Apart from the MIT course (and several other university open courses that look awesome but that I have not yet explored) there are a couple particularly great resources I’ve found for learning about computer science. The first is the “Learn Code the Hard Way” series, by Zed Shaw—in particular, for my purposes, “Learn Python the Hard Way” and also an excellent introduction to the command line which proved invaluable to a newbie like me. Zed has a very straightforward and hands-on teaching style that makes the process of learning programming feel natural, which is great. More generally, I’ve learned quite a bit about at least basic principles and ideas pertaining to the world of computer science just by reading Wikipedia articles and Quora threads, and following blogs and stumbling on essays by great programmers—many hackers, it seems, are also excellent writers and incredibly talented at communicating complex ideas; it pays to be as curious as possible and sniff out further information wherever something smells particularly interesting.
Since moving to NYC after graduation, I’ve had access to a lot of resources in the startup community. The neighborhood where I work, DUMBO, is home to a large (and growing) number of tech startups and creative agencies; I’ve also started to take advantage of the tons of classes, workshops, and events hosted by organizations like General Assembly which are relatively cheap and convenient. Though I haven’t had a lot of professional interaction with New York’s proliferating startups, I’ve started to pick up the entrepreneurial bug by a combination of osmosis and active fascination with the process of starting and running a business.
For the past several months, I’ve been combing through the entirety of the Internet in search of wisdom about everything from lean startup methods to the inner workings of Y-Combinator; from crowdfunding best practices to branding and marketing techniques. It’s a Sisyphean task, but I think I’m almost done.
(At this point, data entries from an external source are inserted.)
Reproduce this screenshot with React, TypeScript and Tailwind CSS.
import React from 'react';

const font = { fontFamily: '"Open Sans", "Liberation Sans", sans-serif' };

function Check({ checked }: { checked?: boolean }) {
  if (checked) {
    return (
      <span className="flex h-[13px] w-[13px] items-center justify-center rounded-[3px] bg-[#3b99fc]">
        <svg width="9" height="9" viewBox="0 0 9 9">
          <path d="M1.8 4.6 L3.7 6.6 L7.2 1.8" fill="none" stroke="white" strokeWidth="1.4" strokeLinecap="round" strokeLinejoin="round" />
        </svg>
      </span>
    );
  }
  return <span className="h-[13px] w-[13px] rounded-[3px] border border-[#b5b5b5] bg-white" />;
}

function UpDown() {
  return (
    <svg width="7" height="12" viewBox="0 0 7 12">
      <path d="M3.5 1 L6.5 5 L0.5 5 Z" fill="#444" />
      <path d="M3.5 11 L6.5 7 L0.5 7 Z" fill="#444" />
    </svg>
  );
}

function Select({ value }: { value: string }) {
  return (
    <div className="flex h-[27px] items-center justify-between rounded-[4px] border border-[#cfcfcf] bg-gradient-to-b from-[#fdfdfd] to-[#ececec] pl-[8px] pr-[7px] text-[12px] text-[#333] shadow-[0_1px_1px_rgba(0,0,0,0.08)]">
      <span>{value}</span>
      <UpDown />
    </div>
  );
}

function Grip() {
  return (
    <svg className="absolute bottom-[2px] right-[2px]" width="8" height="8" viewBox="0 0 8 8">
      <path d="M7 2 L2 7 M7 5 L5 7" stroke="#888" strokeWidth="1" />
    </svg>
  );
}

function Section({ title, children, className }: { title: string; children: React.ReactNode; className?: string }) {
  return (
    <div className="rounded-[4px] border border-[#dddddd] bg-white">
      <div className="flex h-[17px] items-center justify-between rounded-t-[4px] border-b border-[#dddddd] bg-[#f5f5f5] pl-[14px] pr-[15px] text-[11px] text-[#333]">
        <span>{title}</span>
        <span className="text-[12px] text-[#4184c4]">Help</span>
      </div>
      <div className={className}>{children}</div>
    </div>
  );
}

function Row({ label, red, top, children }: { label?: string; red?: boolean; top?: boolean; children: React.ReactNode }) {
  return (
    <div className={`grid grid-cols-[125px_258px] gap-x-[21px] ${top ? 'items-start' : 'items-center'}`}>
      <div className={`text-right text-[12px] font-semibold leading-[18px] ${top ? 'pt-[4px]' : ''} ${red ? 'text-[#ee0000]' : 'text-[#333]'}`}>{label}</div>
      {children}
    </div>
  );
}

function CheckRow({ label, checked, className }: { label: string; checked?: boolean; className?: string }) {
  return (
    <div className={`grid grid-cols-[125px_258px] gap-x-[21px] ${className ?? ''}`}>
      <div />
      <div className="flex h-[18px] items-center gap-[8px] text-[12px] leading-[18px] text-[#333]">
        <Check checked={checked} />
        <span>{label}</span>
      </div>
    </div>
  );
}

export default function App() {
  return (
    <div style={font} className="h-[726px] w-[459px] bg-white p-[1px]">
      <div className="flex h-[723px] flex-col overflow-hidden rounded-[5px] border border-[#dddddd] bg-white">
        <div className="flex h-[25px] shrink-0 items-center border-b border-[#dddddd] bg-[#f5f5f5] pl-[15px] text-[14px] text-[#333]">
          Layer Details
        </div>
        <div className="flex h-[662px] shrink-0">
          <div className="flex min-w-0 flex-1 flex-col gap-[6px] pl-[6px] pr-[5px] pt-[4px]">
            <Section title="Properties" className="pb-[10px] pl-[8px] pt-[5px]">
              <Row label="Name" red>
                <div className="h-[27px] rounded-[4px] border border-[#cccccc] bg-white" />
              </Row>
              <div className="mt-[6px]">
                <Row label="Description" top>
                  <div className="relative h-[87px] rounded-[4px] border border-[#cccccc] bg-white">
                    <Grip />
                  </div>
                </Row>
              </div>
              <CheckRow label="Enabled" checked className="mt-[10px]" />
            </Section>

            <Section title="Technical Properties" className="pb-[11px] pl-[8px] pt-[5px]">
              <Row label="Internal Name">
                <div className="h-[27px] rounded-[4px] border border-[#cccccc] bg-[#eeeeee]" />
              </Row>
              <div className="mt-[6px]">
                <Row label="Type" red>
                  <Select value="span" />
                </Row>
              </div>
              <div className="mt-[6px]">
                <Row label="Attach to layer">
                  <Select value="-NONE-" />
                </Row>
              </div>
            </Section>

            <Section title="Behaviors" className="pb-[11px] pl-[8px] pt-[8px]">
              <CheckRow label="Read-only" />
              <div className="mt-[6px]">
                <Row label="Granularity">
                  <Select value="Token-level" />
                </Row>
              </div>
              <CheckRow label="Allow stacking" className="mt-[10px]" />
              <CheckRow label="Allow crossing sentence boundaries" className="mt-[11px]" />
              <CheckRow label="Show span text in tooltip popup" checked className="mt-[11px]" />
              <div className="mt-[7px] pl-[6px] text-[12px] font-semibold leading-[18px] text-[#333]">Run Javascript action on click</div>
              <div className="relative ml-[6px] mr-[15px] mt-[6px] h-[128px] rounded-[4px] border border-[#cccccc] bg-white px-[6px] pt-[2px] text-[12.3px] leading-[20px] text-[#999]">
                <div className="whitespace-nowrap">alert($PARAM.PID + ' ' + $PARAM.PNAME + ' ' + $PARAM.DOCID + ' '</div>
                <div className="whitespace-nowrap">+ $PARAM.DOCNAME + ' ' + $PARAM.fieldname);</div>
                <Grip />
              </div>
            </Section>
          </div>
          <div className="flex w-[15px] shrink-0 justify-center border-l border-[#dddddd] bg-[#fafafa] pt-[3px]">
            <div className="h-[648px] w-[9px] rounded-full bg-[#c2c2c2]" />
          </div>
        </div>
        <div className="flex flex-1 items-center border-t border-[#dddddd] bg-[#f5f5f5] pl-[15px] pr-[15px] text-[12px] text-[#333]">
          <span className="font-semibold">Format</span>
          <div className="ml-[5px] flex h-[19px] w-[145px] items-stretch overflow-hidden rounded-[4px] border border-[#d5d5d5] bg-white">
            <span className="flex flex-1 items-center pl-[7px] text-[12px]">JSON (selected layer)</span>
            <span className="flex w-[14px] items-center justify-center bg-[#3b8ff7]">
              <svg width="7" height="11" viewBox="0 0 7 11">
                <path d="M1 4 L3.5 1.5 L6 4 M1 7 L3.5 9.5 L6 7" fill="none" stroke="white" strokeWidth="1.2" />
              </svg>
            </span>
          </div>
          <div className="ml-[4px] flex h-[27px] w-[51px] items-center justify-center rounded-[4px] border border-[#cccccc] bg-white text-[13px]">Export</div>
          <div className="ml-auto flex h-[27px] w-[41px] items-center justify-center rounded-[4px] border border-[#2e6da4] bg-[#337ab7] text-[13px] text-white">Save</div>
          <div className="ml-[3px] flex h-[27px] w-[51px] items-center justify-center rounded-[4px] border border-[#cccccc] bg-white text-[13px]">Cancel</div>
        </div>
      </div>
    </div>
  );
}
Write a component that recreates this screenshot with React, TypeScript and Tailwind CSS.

Seriously though—I’m just starting to get a picture of the many skills needed, and the many challenges faced, by someone hoping to start a viable business from scratch. It’s both humbling and inspirational, and I plan to continue learning until I feel confident enough to implement pieces of what I’ve learned in my own ventures (as soon as I damn well can!) I’m currently a bit ambivalent about the tech-startup route, as I watch the market grow ever more saturated with social media spinoffs (even some of the success stories begin to feel a bit stale) but I’m convinced there are vast reservoirs of potential (ideas, markets, paradigms) lying dormant and waiting for people like me to figure them out. I’m excited to develop and define a unique skill set that I can leverage in a non-traditional way, an continue to think about aspects of the status quo I might be able to disrupt for the better. I’m not sure I have the desire to build a huge company, but I do want to amplify my value and create some incremental improvement in the world.
The shifting educational paradigms I refer to in this post are mostly various offshoots of the idea that online, digital learning enables tremendous reach and access. I’ve certainly found this to be true in learning about entrepreneurship, although not to the degree of saturation of CS material—or at least not so far as formal course material is concerned. There are dozens of CS courses available online (ranging from official university courses to online ebooks to startups like Codecademy), but less formal material available for learning about entrepreneurship. I’ve found some excellent courses online, including an Oxford lecture series (“Building a Business”) and a Stanford “Technology Entrepreneurship” course.
The best materials I’ve found, though, aren’t through “open course” initiatives, but are rather organic extensions of ongoing courses: SVA’s “Entrepreneurial Design” course with its blog, syllabus, and assignments publicly available via Google Docs; and the incredibly detailed essay versions of Peter Thiel’s Startup course at Stanford, as meticulously presented by Blake Masters. The latter is a particularly awesome example of one student single-handedly leveraging a valuable source of knowledge to make it accessible to a much wider audience. (And many of Thiel’s core points—seek to discover the true and non-obvious, plumb your resources and insights for the deep secrets that have thus far remained dormant, and figure out how to exploit them for profit—are pretty revelatory.) While no complete substitution for actually being physically present at the classes in question, these extensions are tremendous resources, filled with a wealth of vital, timely, insightful, curated information.
Finally, I’d be remiss not to talk a bit more about General Assembly, which opened just a year or two ago in NYC as a combination startup campus and educational center for technology and entrepreneurship. GA has rapidly expanded, and in addition to serving as incubator/co-working space/event center/classroom, it’s also begun offering introductory courses online, facilitating large-scale tech events, and is even expanding its offerings to London and beyond. I’ve attended a few courses/events at GA and it’s a great resource which I think will only become more potent and influential as it scales via online offerings grounded in vital real-world startup hubs. A physical locus is an important thing for a community to have, and GA is proving to be a pretty integral part of the NYC startup and entrepreneurial-education community.